Tehran — Suicide bombers and gunmen attacked Iran’s parliament and the Mausoleum of Ayatollah Khomeini in Tehran on Wednesday, killing at least 12 people in a twin assault at the heart of the Islamic Republic, Iranian officials and media said.
Islamic State (IS) claimed responsibility and released a video purporting to show gunmen inside the parliament building and one body, apparently dead, on the floor.
The rare attacks were the first claimed by the hardline Sunni Muslim militant group inside in the tightly controlled Shi’ite Muslim country.
IS has regularly threatened Iran, one of the powers leading the fight against the militants’ forces in neighbouring Iraq and, beyond that, Syria.
Iran’s President Hassan Rouhani called for ''regional and international cooperation and unity'' after the attacks
The raids took place at a particularly charged time, after Iran’s main regional rival Saudi Arabia and other Sunni powers cut ties with Qatar on Monday, accusing it of backing Tehran and militant groups.
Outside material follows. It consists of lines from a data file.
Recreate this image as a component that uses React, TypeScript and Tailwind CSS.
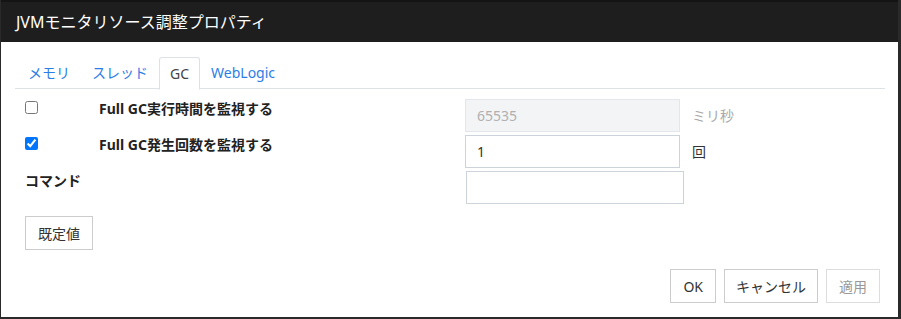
import { useState } from "react"

const tabs = ["メモリ", "スレッド", "GC", "WebLogic"]

export default function App() {
  const [active, setActive] = useState("GC")
  const [fullTime, setFullTime] = useState(false)
  const [fullCount, setFullCount] = useState(true)

  return (
    <div
      className="w-[901px] h-[319px] bg-[#1e1e1e] flex flex-col border-l border-r-[3px] border-b-2 border-[#2a2a2a] text-[#222]"
      style={{ fontFamily: '"Noto Sans", "Noto Sans CJK JP", sans-serif' }}
    >
      <div className="h-[42px] shrink-0 flex items-center pl-[15px] text-white text-[16px] border-t-2 border-[#141414]">
        JVMモニタリソース調整プロパティ
      </div>

      <div className="flex-1 bg-white flex flex-col pl-[14px] pr-[13px] pt-[15px]">
        <div className="flex border-b border-[#dee2e6] h-[32px] pl-[2px]">
          {tabs.map((t) => (
            <button
              key={t}
              onClick={() => setActive(t)}
              className={
                t === active
                  ? "px-[10px] border border-[#dee2e6] border-b-white rounded-t-[3px] bg-white text-[#444] text-[14px] leading-[30px] -mb-px h-[33px]"
                  : "px-[10px] border border-transparent text-[#2b7de9] text-[14px] leading-[30px]"
              }
            >
              {t}
            </button>
          ))}
        </div>

        <div className="pl-[10px] pt-[10px] flex flex-col gap-[3px]">
          <div className="flex items-start h-[33px]">
            <div className="w-[74px] pt-[2px] flex">
              <input
                type="checkbox"
                checked={fullTime}
                onChange={(e) => setFullTime(e.target.checked)}
                className="w-[13px] h-[13px] m-0 accent-[#0075ff]"
              />
            </div>
            <div className="w-[366px] pt-[1px] text-[14px] font-bold leading-[18px]">Full GC実行時間を監視する</div>
            <input
              disabled
              value="65535"
              readOnly
              className="w-[215px] h-[33px] px-[11px] border border-[#e3e6ea] bg-[#f3f4f6] text-[#b0b0b0] text-[14px] outline-none"
            />
            <span className="ml-[12px] self-center text-[14px] text-[#aaa]">ミリ秒</span>
          </div>

          <div className="flex items-start h-[33px]">
            <div className="w-[74px] pt-[2px] flex">
              <input
                type="checkbox"
                checked={fullCount}
                onChange={(e) => setFullCount(e.target.checked)}
                className="w-[13px] h-[13px] m-0 accent-[#0075ff]"
              />
            </div>
            <div className="w-[366px] pt-[1px] text-[14px] font-bold leading-[18px]">Full GC発生回数を監視する</div>
            <input
              defaultValue="1"
              className="w-[215px] h-[33px] px-[11px] border border-[#cdd3da] bg-white text-[#333] text-[14px] outline-none"
            />
            <span className="ml-[12px] self-center text-[14px] text-[#333]">回</span>
          </div>

          <div className="flex items-start h-[33px]">
            <div className="w-[441px] pt-[1px] text-[14px] font-bold leading-[18px]">コマンド</div>
            <input className="w-[218px] h-[33px] px-[11px] border border-[#cdd3da] bg-white text-[14px] outline-none" />
          </div>

          <div className="mt-[9px]">
            <button className="h-[34px] px-[12px] border border-[#cccccc] bg-white text-[14px] text-[#333]">既定値</button>
          </div>
        </div>

        <div className="flex justify-end gap-[8px] mt-[19px] pr-[5px]">
          <button className="h-[34px] px-[12px] border border-[#cccccc] bg-white text-[14px] text-[#333]">OK</button>
          <button className="h-[34px] px-[11px] border border-[#cccccc] bg-white text-[14px] text-[#333]">キャンセル</button>
          <button disabled className="h-[34px] px-[12px] border border-[#dddddd] bg-white text-[14px] text-[#999]">適用</button>
        </div>
      </div>
    </div>
  )
}
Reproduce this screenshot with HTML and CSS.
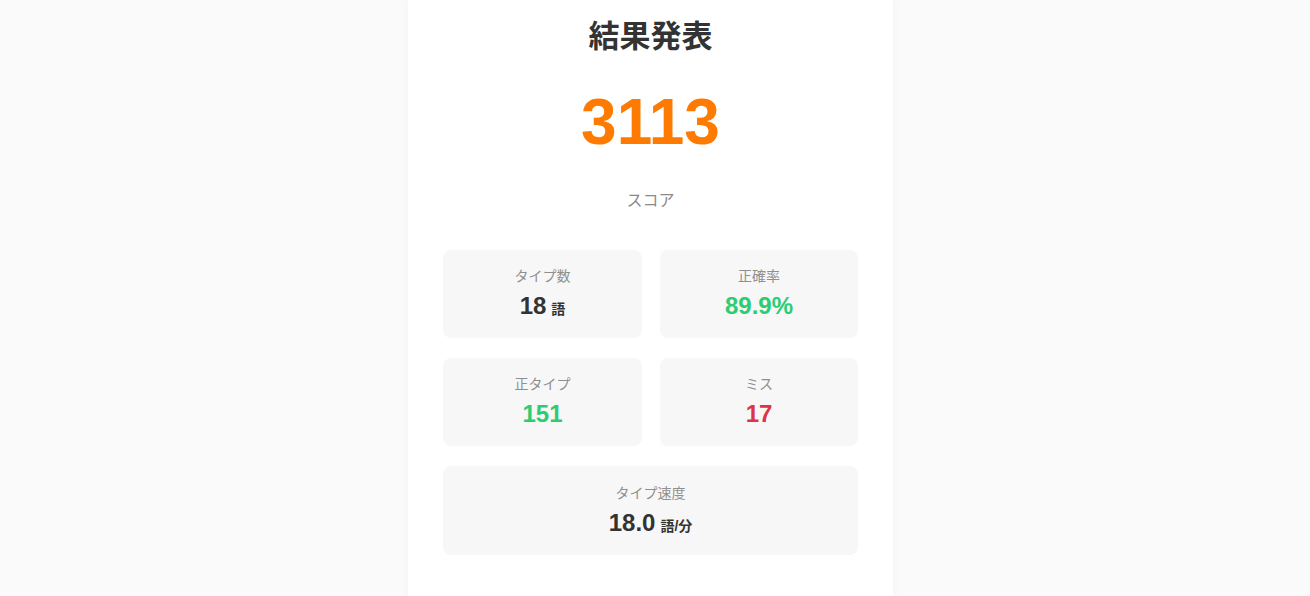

Attackers dressed as women had burst through parliament’s main entrance in central Tehran, Deputy Interior Minister Mohammad Hossein Zolfaghari said, according to the semi-official Tasnim news agency.
One of them had detonated a suicide vest in the parliament, he said. About five hours after the first reports, Iranian news agencies said four people who had attacked parliament were dead and the incident was over.
At least 12 people were killed by the attackers, the head of Iran’s emergency department, Pir-Hossein Kolivand, was quoted as saying by the state broadcaster IRIB.
“I was inside the parliament when the shooting happened. Everyone was shocked and scared. I saw two men shooting randomly,” said one journalist at the scene.
Soon after the assault on parliament, another bomber had detonated a suicide vest near the shrine of the Republic’s revered founder, Ayatollah Khomeini, a few kilometres south of the city, Zolfaghari said.
A second attacker was shot dead, he said.
The intelligence ministry said security forces had arrested another “terrorist team” planning a third attack, without giving further details.
The raids on two of Iran’s most highly protected sites will jolt both Iran’s recently re-elected Rouhani and his political rivals among the hardline clerics, as well as the Islamic Revolutionary Guard Corps, who are responsible for national security.
Senior government officials have repeatedly described their country as an “island of stability” in the past.